Looking at U.S. box consumption through the lens of consumption data offers a different view from the usual emphasis on production figures. In this article, we will examine the inflation-adjusted average annual percentage growth rates of some box-intensive consumer spending categories. And we will see how those packaging opportunities translate into box shipments for domestic converters.
First, let’s look at overall spending. Over the past five years, total consumer spending for goods rose by around 3% per year. As the chart below shows, that growth has picked up to 3.5% through the middle of this year.
Nondurable spending has grown at 3.3% during this period, while durable goods consumption has grown at a faster 4.1%.
Let’s zero in on some sectors important to boxmakers. Fresh produce: fruits, vegetables, and tree nuts are packageable agricultural products often protected by corrugated packaging. The long-term outlook for production of these goods is bleak. According to the U.S. Department of Agriculture, the long-term growth outlook for these packageable agricultural products between 2019 and 2028 is no more than a fractional 0.6% per year. Only the production of tree nuts is expected to produce more than marginal annual increases, with growth projected at 2% per year.
Purchases of goods in grocery stores has grown at an average annual rate of 2.4% per year over the past five years. Unfortunately, imports have grabbed the lion’s share of this growth, as the trade balance for food products has fallen from a positive $16 billion in 2013 to a negative 0.9 billion at the end of last year. During the first half of this year, domestic food production has risen by a meager 1.0%, significantly lagging behind the 3.2% growth rate of inflation-adjusted consumption during 2018.
Nondurable goods other than food also account for a significant share of U.S. corrugated consumption: about 20% of all box shipments last year, according to the Fibre Box Association (FBA).

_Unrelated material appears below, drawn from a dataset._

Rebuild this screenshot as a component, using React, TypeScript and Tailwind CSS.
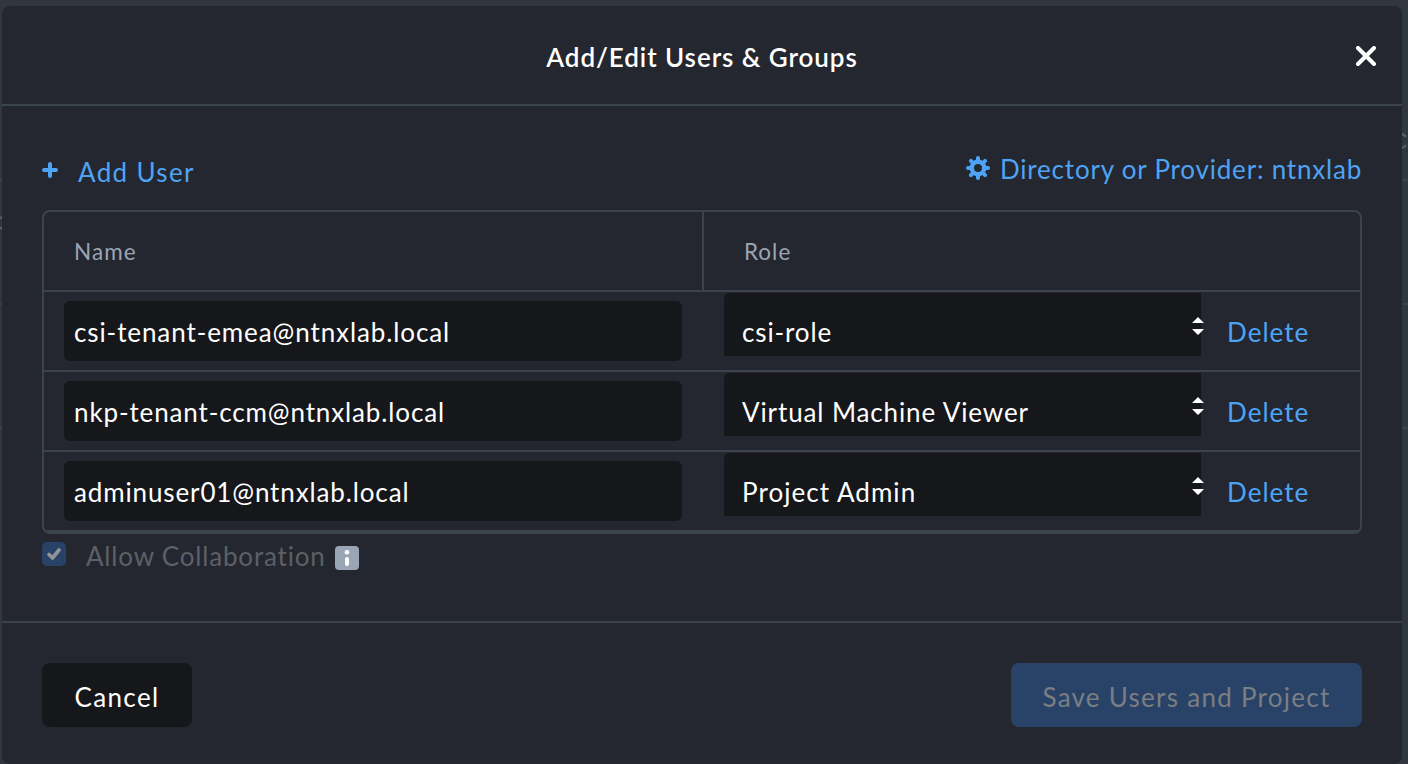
import React from "react";

const users = [
  { name: "csi-tenant-emea@ntnxlab.local", role: "csi-role", nameCls: "tracking-[0.9px]", roleCls: "tracking-[0.87px]" },
  { name: "nkp-tenant-ccm@ntnxlab.local", role: "Virtual Machine Viewer", nameCls: "tracking-[0.87px]", roleCls: "tracking-[0.88px]" },
  { name: "adminuser01@ntnxlab.local", role: "Project Admin", nameCls: "tracking-[0.87px]", roleCls: "tracking-[1.05px]" },
];

function Gear() {
  return (
    <svg width="24" height="24" viewBox="-12 -12 24 24" fill="none" stroke="#4ea3f5">
      <circle r="6.2" strokeWidth="4.4" />
      {[0, 45, 90, 135].map((a) => (
        <g key={a} transform={`rotate(${a})`} strokeWidth="4" strokeLinecap="round">
          <path d="M0 -10V-7M0 7V10" />
        </g>
      ))}
    </svg>
  );
}

function Backdrop() {
  return (
    <svg className="absolute inset-0" width="1408" height="764" viewBox="0 0 1408 764" fill="none">
      <path d="M0 180H1408M0 304H1408M0 428H1408" stroke="#3b434b" strokeWidth="2" />
      <path d="M1401 134Q1404 134 1406 137M1401 148Q1404 148 1406 145M0 219Q1 217 3 217M0 227Q1 229 3 229" stroke="#5a626a" strokeWidth="2" />
    </svg>
  );
}

function Row({ user }: { user: (typeof users)[number] }) {
  return (
    <div className="flex h-20 border-b-2 border-[#3b444c]">
      <div className="ml-5 mt-[9px] flex h-[60px] w-[618px] items-center rounded-md bg-[#16171a] pl-[10px] text-white">
        <span className={`pt-[2px] ${user.nameCls}`}>{user.name}</span>
      </div>
      <div className="relative ml-[42px] mt-px flex h-[63px] w-[477px] items-center rounded-tl-md bg-[#16171a] pl-[18px] text-white">
        <span className={`pt-[15px] ${user.roleCls}`}>{user.role}</span>
        <svg className="absolute -right-[3px] top-6" width="12" height="18" viewBox="0 0 12 18" fill="#fff">
          <path d="M6 0L12 6H0ZM6 18L12 12H0Z" />
        </svg>
      </div>
      <button className="ml-[26px] pt-[2px] text-[#4ea3f5] tracking-[1.05px]">Delete</button>
    </div>
  );
}

export default function App() {
  return (
    <div className="relative h-[764px] w-[1408px] overflow-hidden bg-[#30373e] pl-[2px] pt-[6px] font-['Lato',sans-serif] text-[26px] leading-8 whitespace-nowrap">
      <Backdrop />
      <div className="relative flex h-[758px] w-[1400px] flex-col rounded-lg bg-[#24272f]">
        <header className="flex h-[100px] items-center justify-center border-b-2 border-[#3b444c]">
          <h1 className="pt-[3px] font-semibold text-white tracking-[0.93px]">Add/Edit Users &amp; Groups</h1>
          <svg className="absolute right-[26px] top-10" width="20" height="20" viewBox="0 0 20 20" stroke="#fff" strokeWidth="4" strokeLinecap="round">
            <path d="M2 2L18 18M18 2L2 18" />
          </svg>
        </header>
        <main className="flex h-[517px] flex-col border-b-2 border-[#3b444c] px-10">
          <div className="flex h-[104px] justify-between text-[#4ea3f5]">
            <button className="flex items-center gap-5 pt-7">
              <svg className="mb-1" width="16" height="16" viewBox="0 0 16 16" stroke="#4ea3f5" strokeWidth="4" strokeLinecap="round">
                <path d="M8 2V14M2 8H14" />
              </svg>
              <span className="tracking-[1.35px]">Add User</span>
            </button>
            <button className="flex items-center gap-[10px] pt-5">
              <Gear />
              <span className="pt-[2px] tracking-[0.8px]">Directory or Provider: ntnxlab</span>
            </button>
          </div>
          <section className="h-[324px] shrink-0 rounded-lg border-2 border-[#3b444c]">
            <div className="flex h-20 border-b-2 border-[#3b444c] text-[22.5px] text-[#9aa5b5]">
              <div className="flex w-[660px] items-center border-r-2 border-[#3b444c] pl-[30px] pt-[2px] tracking-[1.1px]">Name</div>
              <div className="flex items-center pl-10 pt-[2px] tracking-[1px]">Role</div>
            </div>
            {users.map((u) => (
              <Row key={u.name} user={u} />
            ))}
          </section>
          <div className="mt-2 flex text-[#5c6067]">
            <svg width="24" height="24" viewBox="0 0 24 24">
              <rect width="24" height="24" rx="5" fill="#294368" />
              <path d="M7 12.5L10.5 16L17 8" fill="none" stroke="#929499" strokeWidth="3.6" strokeLinecap="round" strokeLinejoin="round" />
            </svg>
            <span className="-mt-[2px] ml-5 tracking-[0.82px]">Allow Collaboration</span>
            <svg className="ml-[9px] mt-1" width="24" height="24" viewBox="0 0 24 24" fill="#fff">
              <rect width="24" height="24" rx="4" fill="#9aa5b5" />
              <circle cx="12" cy="6.3" r="2.3" />
              <rect x="10" y="11" width="4" height="9" rx="2" />
            </svg>
          </div>
        </main>
        <footer className="flex justify-between px-10 pt-10">
          <button className="h-16 w-[150px] rounded-lg bg-[#16171a] pt-1 text-white tracking-[1.4px]">Cancel</button>
          <button className="h-16 w-[351px] rounded-lg bg-[#294368] pt-1 text-[#7b7e82] tracking-[1.27px]">Save Users and Project</button>
        </footer>
      </div>
    </div>
  );
}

Boxmakers may be surprised to learn that the nondurable goods market sectors that receive these boxes have grown by only 0.6% annually during the past five years and have fallen by 0.6% during the first half of this year. By way of comparison, consumption of nondurable goods has grown at 3.5% during the first half of this year. Again, the growth of imports is the underlying factor in why box shipments into domestic nondurable goods markets have been so poor.
Durable goods are defined as those intended to last for three or more years. They represent about 37% of total U.S. consumption of goods and a similar amount of total U.S. manufacturing production. In 2018, they accounted for less than 10% of corrugated shipments, according to the FBA. Durable goods consumption has been growing at a rapid annual rate of 6.8% over the past five years. But again, encroachment of imports has depressed domestic growth opportunities, even more severely than for nondurable goods. Over the past five years, domestic production of the durable goods market sectors into which U.S. boxmakers ship their products has been a paltry 0.4% per year, on average. During the first six months of 2019, these markets have grown by 0.7% per year, on average.
Box shipments direct to retailers have been growing more rapidly than any end use destination, as e-commerce growth disrupts traditional supply channels. By the middle of this year, nonstore retailers accounted for 11.8% of retail sales and were growing at a 10.6% rate, sustaining double-digit growth even as the sector has risen above a 10% share. Notably, e-commerce sales have overtaken the share of retail spending at general stores, a category that includes department stores and large-format stores such as Walmart. Also noteworthy is that nonstore retailers are rapidly closing the gap between their sales share and grocery stores’ and restaurants’ shares, each currently having a 12.6% share. At the current pace of growth, nonstore retailers will have the largest share of any retail distribution channel by the end of next year.
Surging shipments direct to e-commerce and other retailers have resulted in lower shipments to manufacturers and wholesalers. Nearly 15% of box shipments go to wholesalers who package manufactured goods for distribution to retail outlets. Even though wholesalers have some opportunity to benefit from growing imports, their growth has been squeezed as more goods flow from manufacturers directly to retailers, bypassing wholesale distributors.
Over the past five years, the sectors of the wholesalers’ markets that consume boxes has grown by only 1.3% per year. During the first half of this year, those shipments to wholesalers have declined by 1.6%, another reason for scant growth in box shipments amid consumer spending that is growing at more than 3% per year on an inflation-adjusted basis.